Saturday, 31 January 2015

On Stephen Fry’s comments…

The Bible says that God shows himself tortuous (froward or contrary) to those who are crooked. Its worth remembering that Stephen Fry is a man who has engaged in homosexual activity for many years, recently publicly declaring to the world that he wishes to live until death with another man. It therefore neither surprises me nor shocks me to find him making such comments. Obviously his lifestyle is contrary to the will of God, and he has to justify his sin somehow. He tries to do this by saying that the God and father of Jesus Christ is a wicked god. His outburst reminds me of Adam’s attempt to blame God for his sins, by saying it was the fault of his wife ‘whom you gave me.’ (Genesis 3:12)
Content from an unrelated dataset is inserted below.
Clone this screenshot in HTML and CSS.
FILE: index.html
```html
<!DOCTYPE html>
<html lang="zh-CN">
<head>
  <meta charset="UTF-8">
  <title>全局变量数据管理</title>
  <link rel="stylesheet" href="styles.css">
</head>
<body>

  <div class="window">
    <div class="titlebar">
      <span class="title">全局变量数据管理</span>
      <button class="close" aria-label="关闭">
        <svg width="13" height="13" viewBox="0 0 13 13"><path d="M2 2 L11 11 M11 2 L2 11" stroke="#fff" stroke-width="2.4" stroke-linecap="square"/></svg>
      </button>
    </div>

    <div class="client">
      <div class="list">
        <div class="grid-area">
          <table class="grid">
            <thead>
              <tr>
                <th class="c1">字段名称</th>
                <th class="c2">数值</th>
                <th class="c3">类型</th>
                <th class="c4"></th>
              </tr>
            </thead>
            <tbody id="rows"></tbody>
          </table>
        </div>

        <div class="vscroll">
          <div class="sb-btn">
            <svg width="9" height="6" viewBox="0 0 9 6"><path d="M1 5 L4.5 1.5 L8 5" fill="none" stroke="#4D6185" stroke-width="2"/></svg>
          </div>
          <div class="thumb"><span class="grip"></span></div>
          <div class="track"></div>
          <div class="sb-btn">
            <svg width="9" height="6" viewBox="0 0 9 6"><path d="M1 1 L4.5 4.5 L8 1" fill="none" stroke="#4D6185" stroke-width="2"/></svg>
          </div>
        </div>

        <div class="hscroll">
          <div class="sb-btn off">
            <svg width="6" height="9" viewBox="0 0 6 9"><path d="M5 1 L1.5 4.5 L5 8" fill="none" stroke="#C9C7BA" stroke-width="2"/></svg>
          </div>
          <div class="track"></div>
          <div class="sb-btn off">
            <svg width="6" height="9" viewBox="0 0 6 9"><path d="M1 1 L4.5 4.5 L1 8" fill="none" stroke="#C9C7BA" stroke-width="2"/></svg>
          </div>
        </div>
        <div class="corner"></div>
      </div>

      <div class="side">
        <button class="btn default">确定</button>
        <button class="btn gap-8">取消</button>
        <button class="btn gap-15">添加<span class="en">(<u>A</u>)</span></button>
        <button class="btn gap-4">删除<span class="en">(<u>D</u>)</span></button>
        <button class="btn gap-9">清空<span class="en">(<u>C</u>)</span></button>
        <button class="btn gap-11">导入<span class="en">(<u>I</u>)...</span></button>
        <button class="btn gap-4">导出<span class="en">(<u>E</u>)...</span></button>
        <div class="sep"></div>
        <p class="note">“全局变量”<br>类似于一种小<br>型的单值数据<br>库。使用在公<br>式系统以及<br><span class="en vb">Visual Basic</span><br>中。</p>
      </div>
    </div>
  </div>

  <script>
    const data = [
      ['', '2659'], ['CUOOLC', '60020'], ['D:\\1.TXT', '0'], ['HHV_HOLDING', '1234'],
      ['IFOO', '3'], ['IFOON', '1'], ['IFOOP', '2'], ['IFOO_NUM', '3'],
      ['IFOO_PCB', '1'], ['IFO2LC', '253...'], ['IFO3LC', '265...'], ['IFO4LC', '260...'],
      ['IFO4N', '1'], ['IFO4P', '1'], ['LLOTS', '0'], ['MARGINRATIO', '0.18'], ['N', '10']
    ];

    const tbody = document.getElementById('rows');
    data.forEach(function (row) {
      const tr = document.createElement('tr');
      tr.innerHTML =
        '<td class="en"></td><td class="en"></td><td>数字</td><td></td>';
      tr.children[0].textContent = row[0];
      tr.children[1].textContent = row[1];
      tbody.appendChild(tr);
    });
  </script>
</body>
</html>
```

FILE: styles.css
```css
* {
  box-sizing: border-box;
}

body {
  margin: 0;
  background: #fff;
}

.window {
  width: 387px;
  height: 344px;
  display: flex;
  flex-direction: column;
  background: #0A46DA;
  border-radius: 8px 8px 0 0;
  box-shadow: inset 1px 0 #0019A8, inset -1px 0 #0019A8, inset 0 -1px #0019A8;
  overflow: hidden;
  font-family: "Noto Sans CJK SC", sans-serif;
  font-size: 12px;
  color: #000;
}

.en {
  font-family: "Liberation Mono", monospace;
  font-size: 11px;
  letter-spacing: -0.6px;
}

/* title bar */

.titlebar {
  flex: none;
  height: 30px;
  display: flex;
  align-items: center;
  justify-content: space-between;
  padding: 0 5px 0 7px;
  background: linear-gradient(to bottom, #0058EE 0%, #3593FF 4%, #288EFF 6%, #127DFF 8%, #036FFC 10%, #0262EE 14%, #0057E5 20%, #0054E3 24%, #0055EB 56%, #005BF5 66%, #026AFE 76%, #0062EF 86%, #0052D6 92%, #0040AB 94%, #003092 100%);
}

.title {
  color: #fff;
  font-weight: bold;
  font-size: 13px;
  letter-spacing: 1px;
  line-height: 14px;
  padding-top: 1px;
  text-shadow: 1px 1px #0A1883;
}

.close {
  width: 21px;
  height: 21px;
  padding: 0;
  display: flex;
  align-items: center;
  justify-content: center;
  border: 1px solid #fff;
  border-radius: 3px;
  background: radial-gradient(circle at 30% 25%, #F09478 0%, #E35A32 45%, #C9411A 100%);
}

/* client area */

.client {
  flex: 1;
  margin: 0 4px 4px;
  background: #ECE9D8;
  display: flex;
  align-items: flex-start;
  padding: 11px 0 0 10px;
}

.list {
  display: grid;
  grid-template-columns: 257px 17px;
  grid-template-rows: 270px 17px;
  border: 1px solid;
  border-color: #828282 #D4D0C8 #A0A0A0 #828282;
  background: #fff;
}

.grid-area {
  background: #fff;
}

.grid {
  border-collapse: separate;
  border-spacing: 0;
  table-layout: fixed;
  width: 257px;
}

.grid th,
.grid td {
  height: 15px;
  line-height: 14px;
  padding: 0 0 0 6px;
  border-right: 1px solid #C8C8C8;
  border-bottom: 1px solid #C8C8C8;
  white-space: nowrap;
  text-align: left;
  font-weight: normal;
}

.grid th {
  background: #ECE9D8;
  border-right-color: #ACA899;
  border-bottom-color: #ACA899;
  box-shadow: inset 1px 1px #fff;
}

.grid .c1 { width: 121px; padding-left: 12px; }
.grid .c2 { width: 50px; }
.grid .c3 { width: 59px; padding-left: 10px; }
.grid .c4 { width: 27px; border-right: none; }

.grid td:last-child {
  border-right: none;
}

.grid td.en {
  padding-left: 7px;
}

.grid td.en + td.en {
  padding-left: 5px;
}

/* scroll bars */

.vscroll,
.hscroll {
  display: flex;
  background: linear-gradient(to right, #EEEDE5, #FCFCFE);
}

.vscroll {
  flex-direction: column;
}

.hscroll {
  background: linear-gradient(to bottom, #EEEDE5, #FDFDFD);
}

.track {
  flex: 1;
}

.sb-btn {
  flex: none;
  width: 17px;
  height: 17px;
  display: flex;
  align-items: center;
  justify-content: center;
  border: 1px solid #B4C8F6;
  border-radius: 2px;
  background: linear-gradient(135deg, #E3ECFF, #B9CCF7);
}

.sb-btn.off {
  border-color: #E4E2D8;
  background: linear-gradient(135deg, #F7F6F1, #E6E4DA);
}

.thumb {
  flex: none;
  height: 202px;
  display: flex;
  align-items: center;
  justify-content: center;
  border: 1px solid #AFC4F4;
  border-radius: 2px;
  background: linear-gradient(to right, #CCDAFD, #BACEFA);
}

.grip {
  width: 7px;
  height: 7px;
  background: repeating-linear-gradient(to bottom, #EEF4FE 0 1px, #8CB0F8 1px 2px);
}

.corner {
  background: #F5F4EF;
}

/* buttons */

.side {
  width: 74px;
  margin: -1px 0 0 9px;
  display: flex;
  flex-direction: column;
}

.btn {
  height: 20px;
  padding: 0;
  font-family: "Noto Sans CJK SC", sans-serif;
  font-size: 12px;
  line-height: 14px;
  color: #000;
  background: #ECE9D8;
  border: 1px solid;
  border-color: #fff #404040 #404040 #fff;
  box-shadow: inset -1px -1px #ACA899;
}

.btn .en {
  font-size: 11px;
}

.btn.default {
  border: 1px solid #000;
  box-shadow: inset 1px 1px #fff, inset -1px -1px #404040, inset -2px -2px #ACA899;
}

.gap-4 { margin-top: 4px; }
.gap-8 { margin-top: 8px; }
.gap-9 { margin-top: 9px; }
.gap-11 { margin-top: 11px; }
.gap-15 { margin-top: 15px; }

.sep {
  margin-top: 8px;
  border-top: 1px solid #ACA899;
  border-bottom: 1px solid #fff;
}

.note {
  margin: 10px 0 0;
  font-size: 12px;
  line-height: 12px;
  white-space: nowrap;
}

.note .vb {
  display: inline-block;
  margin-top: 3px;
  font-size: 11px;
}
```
Fry’s objection to God is simply a form of the old question ‘why is there death and suffering?’ 

The Bible declares that God made the world very good, but because Adam and Eve disobeyed God, sin and death has entered the world as a result. Just as we cannot know what a pear tastes like unless we eat it, so we cannot know what evil is like unless we experience it. Which is what now happens on earth. The simple truth is that God is not responsible for the deaths of babies with cancer, mankind is responsible.

Because God cannot lie, and because he had told Adam and Eve that if they ate the fruit of the tree of the knowledge of good and evil, they would die - they had to die. We are told the wages of sin is death, and so we all must die. All illness, even thorns in the garden, are there to remind us that our days are numbered, that the world is not as it should be, and that we need someone to redeem the world and make it (and us) new. We find this person - the saviour of the world, in Jesus Christ.

What Fry forgets to consider is this. Suppose God removed all illness and disease from the world, would we then live in a perfect world? Would the removal of disease have stopped World War II from happening? Would the removal of disease and ‘natural’ death mean that men loved each other truly, and that the world would be a happy place, that men would no longer cheat on their wives or abandon their children?

We all know the answer to that question is no. The sin of mankind is responsible for the overwhelming evils that take place in this world, and the Bible reveals that this all stems back to the garden of Eden. It also demonstrates why we need to be born again into God’s family, and start anew.

Fry’s final comments illustrate the problem we have until we come to know God as Jesus reveals him (i.e. as a loving father). Fry refuses to enter God’s kingdom on God’s terms. This is the ultimate reason there is pain and suffering in the world - we insist on disobeying God and rebelling against him. God is not responsible for messing the world up, our ancestors were (and we have also had our hand in making the world unpleasant, every time we have sinned).

Jesus says that any death is to remind us that unless we repent, we too will perish (Luke 13). If a child dies of a terrible illness, God takes no pleasure in that, for he takes no pleasure in the death of anyone (Ezek 18:32). But any death should remind us that this world is not right, because we are not right, and so we ought to look to the Lord for forgiveness, and seek to follow his ways, because we know that disobedience only brings sadness and suffering, and that in the world to come there will be no more of these things.

In short, I think the Christian response is simply to say ‘I used to think like you, that God was responsible for all the evil in the world. But now I see that my view of God was wrong. I came to see that I have caused my fair share of pain and suffering in other people’s lives, and that if God were to remove me as I might want him to remove cancer, then I would no longer exist. Indeed, it seems that with respect to evil God will either wipe it out, or redeem whatever causes the evil so that it may become truly good. That is why I came to Christ for forgiveness and to ask him to give me his Holy Spirit, that I might be changed, and made ready for the kingdom that is to come. This kingdom is promised to all who obey God, instead of disobey him - as my ancestors did, and as I used to do.’ I hope that helps. 

Hopefully that helps. (Sermon three in my book 'The First Eleven' expounds these thoughts further).

With the merciful you show yourself merciful;
with the blameless man you show yourself blameless;
with the purified you show yourself pure;
and with the crooked you make yourself seem tortuous.